Evidence wa ka Ngobeni
The Gauteng Department of Housing is going ahead with a development project despite attempts by environmental groups to block the low-cost housing scheme on the grounds that it poses a threat to a rare butterfly species.
The Heidelberg Town Council’s low-cost housing project, which will house more than 14 000 people, has been on hold since 1999.
Environmental groups charged that the Heidelberg Copper butterfly, so named because of the golden metallic sheen of its wings and its discovery at Heidelberg in 1959, was so fragile that smoke from fires for cooking food would have a disastrous effect on its prospects for survival.
A number of environmental groups, including the Wildlife and Environmental Society of South Africa (Wessa), suggested that the Gauteng government relocate the proposed housing development. The government rejected this on the grounds that the proposed site was near necessary amenities.
Wessa said the relocation of the proposed project will be in the interest of preserving not only the Heidelberg Copper butterfly, but also other insects and at least 22 plant species listed in the Red Data Book as rare or endangered.
The environmental groups were hoping to use a 1997 precedent that was set when former minister of environmental affairs and tourism Pallo Jordan used Section 31A of the Environmental Conservation Act to halt a development project at Brenton-on-Sea near Knysna, a state reserve established to protect the Brenton Blue butterfly species.
Gauteng MEC for Housing Paul Mashatile said this week some Heidelberg residents did not want the project to go ahead and were using campaigns to save the butterflies as an “excuse”.
“We need to strike a balance between the needs of the people and the environment. Sometimes we have to consider the people before the environment or butterflies,” Mashatile said. “I don’t want to sound as if I have no regard for the environment.

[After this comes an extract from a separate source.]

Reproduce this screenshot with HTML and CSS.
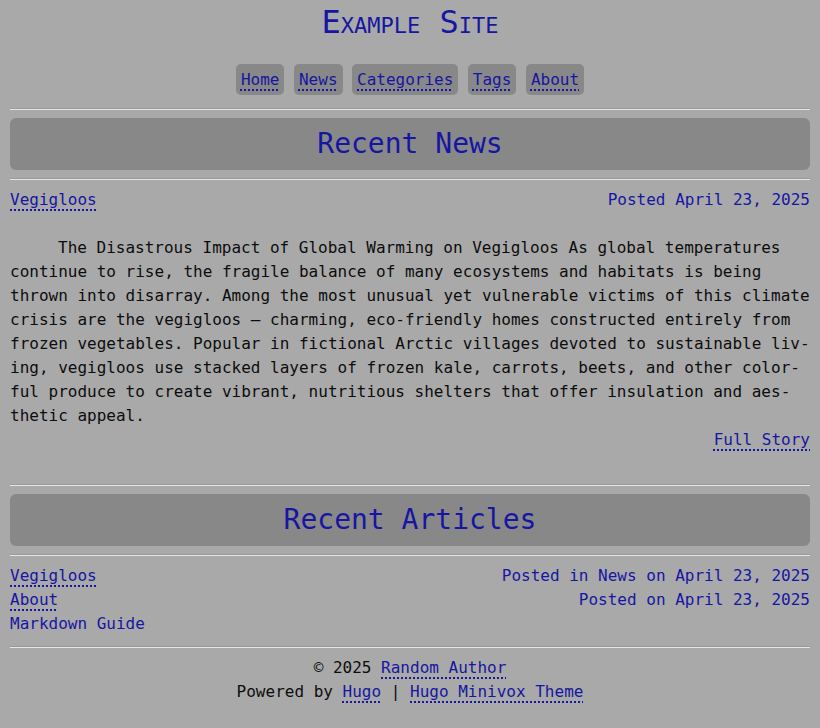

But there are thousands of people out there who do not have access to houses.”
Mashatile said his department would implement the housing project on the basis of the conditions underlined by the Gauteng Department of Agriculture, Conservation and the Environment. This includes the electrification of the houses. Initially, the Heidelberg Town Council did not allocate resources for the electricity and it remains unclear if funding is now available.
The site earmarked for the development falls between the Suikerbosrand Nature Reserve and the Alice Glockner Reserve, run by the Gauteng Directorate of Nature Conservation.
The Alice Glockner Reserve was identified by two renowned scientists as one of the two sites in South Africa where the Heidelberg Copper butterfly has any hope of a future. The other site is a small private game ranch in Mpumalanga.
A study of the Heidelberg Copper by the scientists pointed out that the butterflies are particularly susceptible to air-borne pollutants and that an increase in smoke could have serious effects on the species.